Given the huge role of bees in pollinating the world, and thus providing numerous species of plants, insects, and animals with food and habitat, their disappearance is a troubling development. Bees are vital for biodiversity, which is vital for the ecosystem. They are responsible for the pollination of nearly a third of the plants which produce 90% of the food in the world.

A Beellion Buzzing Business Bodies

Committed to sustainability, ICL is investing significant resources into identifying and implementing biodiversity-oriented business solutions. A recent example is a venture undertaken by Prolactal, ICL’s subsidiary in Austria which produces organic cow, goat, and sheep milk powder as part of its vision to nourish the world with more naturally produced food. The company pays close attention to the needs of its animals, providing them with natural food and living environments.


As part of its involvement in developing sustainable economies, Prolactal supports local organic initiatives. Most recently, it has formed a partnership with Bienenfink, a local producer of organic honey free of antibiotics and other chemicals. Bienenfink is extremely careful in meeting the natural needs of its bees and gives meticulous individual attention to each of its 150 colonies. The company uses sustainable bio-mechanical methods, organic certification, and gentle processing, ensuring the welfare of its bees and the highest possible quality of its honey, propolis, and pollen products.

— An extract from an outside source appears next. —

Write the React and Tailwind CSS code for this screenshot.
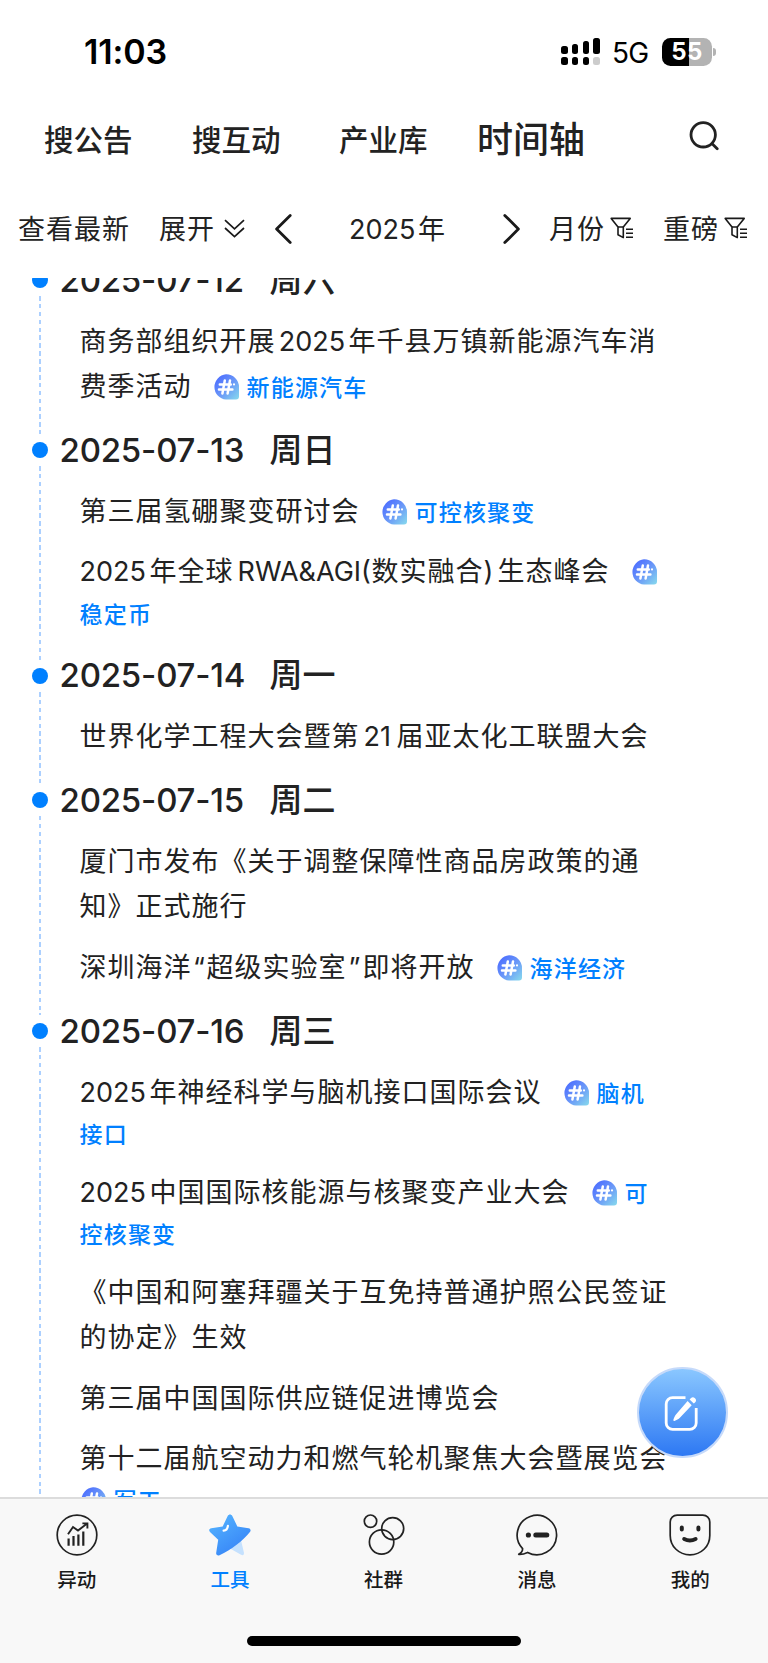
import React from "react";

const font = "font-['Inter','Noto_Sans_CJK_SC',sans-serif]";

/* Latin or numeric run inside Chinese copy */
function N({ w, children }) {
  return (
    <span className={`inline-block whitespace-nowrap tracking-normal ${w}`}>{children}</span>
  );
}

function Hash({ first }) {
  return (
    <svg
      viewBox="0 0 26 26"
      className={`inline-block h-[26px] w-[26px] align-[-4px] mr-[8px] ${first ? "" : "ml-[21px]"}`}
    >
      <defs>
        <linearGradient id="hashBg" x1="0.1" y1="0.1" x2="0.95" y2="0.95">
          <stop offset="0" stopColor="#4c6dff" />
          <stop offset="0.5" stopColor="#6a97f8" />
          <stop offset="1" stopColor="#84d4ee" />
        </linearGradient>
      </defs>
      <path d="M13 .3A12.7 12.7 0 0 1 26 13v9.6a3 3 0 0 1-3 3H13A12.7 12.7 0 0 1 13 .3z" fill="url(#hashBg)" />
      <path d="M11.800 6.600 9.400 19.400M17 6.600l-2.400 12.800M6.800 10.400h11M6 15.600h13.400" stroke="#fff" strokeWidth="2.500" strokeLinecap="round" fill="none" />
      <circle cx="21" cy="10.400" r="1.100" fill="#fff" />
    </svg>
  );
}

function Tag({ children }) {
  return <span className="text-[23px] font-medium tracking-[1.2px] text-[#0080ff]">{children}</span>;
}

function Line({ children }) {
  return <div className="h-[45.3px] whitespace-nowrap leading-[46px]">{children}</div>;
}

function TagLine({ children }) {
  return <div className="h-[40px] whitespace-nowrap leading-[38px]">{children}</div>;
}

function Day({ date, week, children }) {
  return (
    <section className="flex">
      <div className="-mb-[10px] flex w-[16px] shrink-0 flex-col items-center">
        <div className="flex h-[42px] items-center pt-[10px]">
          <div className="h-[16px] w-[16px] rounded-full bg-[#0080ff]" />
        </div>
        <div className="ml-px w-[2px] flex-1 bg-[repeating-linear-gradient(180deg,#acd0ff_0_4.5px,transparent_4.5px_7.9px)]" />
      </div>
      <div className="pl-[12px]">
        <h2 className="flex h-[52.6px] items-center whitespace-nowrap text-[33px] font-medium text-[#222]">
          <span className="w-[210px] tracking-[-0.2px]">{date}</span>
          <span>{week}</span>
        </h2>
        <div className="flex flex-col gap-[15px] pt-[12px] pb-[15px] pl-[20px] text-[27px] tracking-[1px] text-[#222]">
          {children}
        </div>
      </div>
    </section>
  );
}

function Filter() {
  return (
    <svg viewBox="0 0 24 24" className="-mt-[2px] h-[24px] w-[24px]" fill="none" stroke="#1a1a1a" strokeWidth="1.6">
      <path d="M1.200 2.400h19L13.300 11v10.600L8 18.800V11z" strokeLinejoin="round" />
      <path d="M8 11h5.300M16 13.200h7M16 17.200h7M16 21.200h7" />
    </svg>
  );
}

function StatusBar() {
  const bars = [["h-[8px]", "bg-black"], ["h-[10px]", "bg-black"], ["h-[13px]", "bg-black"], ["h-[16px]", "bg-[#ccc]"]];
  return (
    <div className="flex h-[103px] items-center pl-[84px] text-black">
      <div className="w-[477px] text-[34px] font-semibold tracking-[-0.1px]">11:03</div>
      <div className="flex w-[39px] items-end justify-between">
        {bars.map(([h, c]) => (
          <div key={h} className="flex flex-col gap-[3px]">
            <div className={`w-[6.5px] rounded-[2.5px] bg-black ${h}`} />
            <div className={`h-[7.5px] w-[6.5px] rounded-[2.5px] ${c}`} />
          </div>
        ))}
      </div>
      <div className="ml-[12px] w-[50px] pt-[2px] text-[28px] tracking-[-0.8px]">5G</div>
      <div className="flex h-[28px] w-[50px] items-center justify-center rounded-[8.5px] bg-[linear-gradient(90deg,#000_54%,#b3b3b3_54%)] text-[24px] font-bold tracking-[0.4px] text-white">
        55
      </div>
      <div className="ml-[1px] h-[8px] w-[3px] rounded-r-full bg-[#b3b3b3]" />
    </div>
  );
}

function Header() {
  return (
    <header className="flex h-[76px] items-center text-[29.5px] font-medium text-[#222]">
      <div className="-mt-[2px] w-[148px] pl-[44px]">搜公告</div>
      <div className="-mt-[2px] w-[147px] pl-[44px]">搜互动</div>
      <div className="-mt-[2px] w-[147px] pl-[44px]">产业库</div>
      <div className="-mt-[2px] w-[247px] pl-[35px] text-[36px]">时间轴</div>
      <svg viewBox="0 0 30 30" className="-mt-[10px] h-[30px] w-[30px]" fill="none" stroke="#222" strokeWidth="2.800" strokeLinecap="round">
        <circle cx="14.200" cy="13.800" r="12.200" />
        <path d="M23.400 22.900l4.800 4.800" />
      </svg>
    </header>
  );
}

function Toolbar() {
  return (
    <div className="flex h-[99px] items-center whitespace-nowrap pl-[18px] text-[27px] tracking-[1px] text-[#222]">
      <div className="w-[141px] pt-[3px]">查看最新</div>
      <div className="w-[65px] pt-[3px]">展开</div>
      <svg viewBox="0 0 21 20" className="h-[20px] w-[21px]" fill="none" stroke="#1a1a1a" strokeWidth="1.700">
        <path d="M1 1.200l9.500 8.600L20 1.200M1 9l9.500 8.600L20 9" />
      </svg>
      <svg viewBox="0 0 18 32" className="ml-[29px] h-[32px] w-[18px]" fill="none" stroke="#1a1a1a" strokeWidth="2.800" strokeLinecap="round" strokeLinejoin="round">
        <path d="M16.200 2.400L2.600 16l13.600 13.600" />
      </svg>
      <div className="w-[211px] pt-[3px] pl-[57px]">
        <N w="w-[69px]">2025</N>年
      </div>
      <svg viewBox="0 0 18 32" className="h-[32px] w-[18px]" fill="none" stroke="#1a1a1a" strokeWidth="2.800" strokeLinecap="round" strokeLinejoin="round">
        <path d="M1.800 2.400L15.400 16 1.800 29.600" />
      </svg>
      <div className="ml-[28px] w-[61px] pt-[3px]">月份</div>
      <Filter />
      <div className="ml-[29px] w-[61px] pt-[3px]">重磅</div>
      <Filter />
    </div>
  );
}

const stroke = { fill: "none", stroke: "#222", strokeWidth: 1.7, strokeLinejoin: "round", strokeLinecap: "round" };

const tabs = [
  {
    label: "异动",
    icon: (
      <g {...stroke}>
        <circle cx="21" cy="21" r="19.8" />
        <path d="M12 20.2l5-7.2 5 3.600 8.800-6.800M26.400 9.400h5v5" strokeWidth="1.900" strokeLinecap="butt" strokeLinejoin="miter" />
        <path d="M12.600 24.400v7.400M17.500 22v9.800M22.400 20.600v11.200M27.300 17.400v14.400" strokeWidth="2.200" strokeLinecap="butt" />
      </g>
    ),
  },
  {
    label: "工具",
    active: true,
    icon: (
      <g>
        <defs>
          <linearGradient id="star" x1="0.1" y1="0" x2="0.8" y2="1">
            <stop offset="0" stopColor="#55b5ff" />
            <stop offset="1" stopColor="#3480f6" />
          </linearGradient>
        </defs>
        <path d="M31.500 24l3.400 14.600c.5 2.200-1 3.300-2.800 2.200L21 34.600z" fill="#c5e1fe" />
        <path d="M18.700 1.900c1-2 3.600-2 4.600 0l5 10.500 11.300 1.800c2 .4 2.600 2.400 1.300 3.900C34 26.700 22.500 36 10.500 41.300c-2 .8-3.700-.5-3.300-2.600l2-13L1 18c-1.500-1.600-.8-3.400 1.300-3.800l11.400-1.800z" fill="url(#star)" />
        <path d="M14.600 16.600c3-.2 4-2 4.300-4.800" fill="none" stroke="#fff" strokeWidth="2.200" strokeLinecap="round" />
      </g>
    ),
  },
  {
    label: "社群",
    icon: (
      <g {...stroke}>
        <circle cx="7.500" cy="7.200" r="6.200" />
        <circle cx="29.700" cy="14.600" r="11" />
        <circle cx="18.600" cy="28" r="12.200" />
      </g>
    ),
  },
  {
    label: "消息",
    icon: (
      <g {...stroke}>
        <path d="M6.600 34.600A19.700 19.700 0 1 1 11.600 38.400C9 39.600 6 40.600 2.700 40.300c2.400-1.200 4-3 3.900-5.700z" />
        <circle cx="12.400" cy="21" r="2.600" fill="#222" stroke="none" />
        <path d="M19.800 21h11" strokeWidth="5" />
      </g>
    ),
  },
  {
    label: "我的",
    icon: (
      <g {...stroke}>
        <path d="M8.200 1.200h25.600c4 0 7 2.800 7 6.800v13.400C40.800 32.500 32 40.800 21 40.800S1.200 32.500 1.200 21.400V8c0-4 3-6.800 7-6.800z" />
        <path d="M12.800 13.400v2M29.400 13.400v2" strokeWidth="4" />
        <path d="M15.200 25c3.400 1.700 8 1.700 11.400 0" strokeWidth="4" />
      </g>
    ),
  },
];

function TabBar() {
  return (
    <footer className="flex h-[166px] flex-col items-center border-t-2 border-[#dcdcdc] bg-[#f8f8f8]">
      <nav className="flex w-full pt-[15px] pr-px">
        {tabs.map((t) => (
          <div key={t.label} className="flex flex-1 flex-col items-center">
            <svg viewBox="0 0 42 42" className="h-[42px] w-[42px]" overflow="visible">
              {t.icon}
            </svg>
            <span className={`mt-[9px] text-[19.5px] font-medium leading-[31px] ${t.active ? "text-[#0080ff]" : "text-[#1a1a1a]"}`}>
              {t.label}
            </span>
          </div>
        ))}
      </nav>
      <div className="mt-[40px] h-[10px] w-[274px] rounded-full bg-black" />
    </footer>
  );
}

function ComposeButton() {
  return (
    <button className="absolute left-[636.500px] top-[1367px] flex h-[91px] w-[91px] items-center justify-center rounded-full border-[2.5px] border-[#c6dafa] bg-[linear-gradient(180deg,#8ac7ff,#2d78f3)] pr-[3px]">
      <svg viewBox="0 0 34 36" className="h-[36px] w-[34px]" fill="none" stroke="#fff" strokeWidth="2.800" strokeLinecap="round">
        <path d="M21.500 2.600H8.600a6.400 6.400 0 0 0-6.400 6.400v19a6.400 6.400 0 0 0 6.400 6.400h17.200a6.400 6.400 0 0 0 6.400-6.400V13" strokeLinecap="butt" />
        <path d="M23.600 6.100l4.100 4.100-11.600 12.300c-1.700 1.800-3.400 2.600-5.700 3.400-.8.200-1.300-.3-1-1.100.8-2.400 1.600-4.400 3.200-6z" fill="#fff" stroke="none" />
        <path d="M25.600 4.400l1.200-1.200a2.900 2.900 0 0 1 4.200 4.200L29.800 8.600z" fill="#fff" stroke="none" />
      </svg>
    </button>
  );
}

export default function App() {
  return (
    <div lang="zh-CN" className={`relative flex h-[1663px] w-[768px] flex-col overflow-hidden bg-white ${font}`}>
      <StatusBar />
      <Header />
      <Toolbar />
      <main className="min-h-0 flex-1 overflow-hidden pl-[31.500px]">
        <div className="-mt-[23.800px]">
          <Day date="2025-07-12" week="周六">
            <div>
              <Line>商务部组织开展<N w="w-[73px] text-center">2025</N>年千县万镇新能源汽车消</Line>
              <Line>费季活动<Hash /><Tag>新能源汽车</Tag></Line>
            </div>
          </Day>
          <Day date="2025-07-13" week="周日">
            <Line>第三届氢硼聚变研讨会<Hash /><Tag>可控核聚变</Tag></Line>
            <div>
              <Line><N w="w-[70px]">2025</N>年全球<N w="w-[138px] pl-[4px]">RWA&amp;AGI(</N>数实融合<N w="w-[14px]">)</N>生态峰会<Hash /></Line>
              <TagLine><Tag>稳定币</Tag></TagLine>
            </div>
          </Day>
          <Day date="2025-07-14" week="周一">
            <Line>世界化学工程大会暨第<N w="w-[37px] pl-[4px]">21</N>届亚太化工联盟大会</Line>
          </Day>
          <Day date="2025-07-15" week="周二">
            <div>
              <Line>厦门市发布《关于调整保障性商品房政策的通</Line>
              <Line>知》正式施行</Line>
            </div>
            <Line>深圳海洋<N w="w-[15px] text-center">“</N>超级实验室<N w="w-[16px] text-center">”</N>即将开放<Hash /><Tag>海洋经济</Tag></Line>
          </Day>
          <Day date="2025-07-16" week="周三">
            <div>
              <Line><N w="w-[70px]">2025</N>年神经科学与脑机接口国际会议<Hash /><Tag>脑机</Tag></Line>
              <TagLine><Tag>接口</Tag></TagLine>
            </div>
            <div>
              <Line><N w="w-[70px]">2025</N>中国国际核能源与核聚变产业大会<Hash /><Tag>可</Tag></Line>
              <TagLine><Tag>控核聚变</Tag></TagLine>
            </div>
            <div>
              <Line>《中国和阿塞拜疆关于互免持普通护照公民签证</Line>
              <Line>的协定》生效</Line>
            </div>
            <Line>第三届中国国际供应链促进博览会</Line>
            <div>
              <Line>第十二届航空动力和燃气轮机聚焦大会暨展览会</Line>
              <TagLine><Hash first /><Tag>军工</Tag></TagLine>
            </div>
          </Day>
        </div>
      </main>
      <TabBar />
      <ComposeButton />
    </div>
  );
}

The honey market is a challenging one for a sustainable business and Bienenfink depends on clients who are prepared to pay a fair price for a high-quality ecological product. Partnerships like that of Bienenfink and ICL’s subsidiary, Prolactal are key to sustaining the bees in their work of sustaining the world. It is an example of how we can take steps in the direction of biodiversity-oriented business networks around the world to ensure a sustainable future for the planet.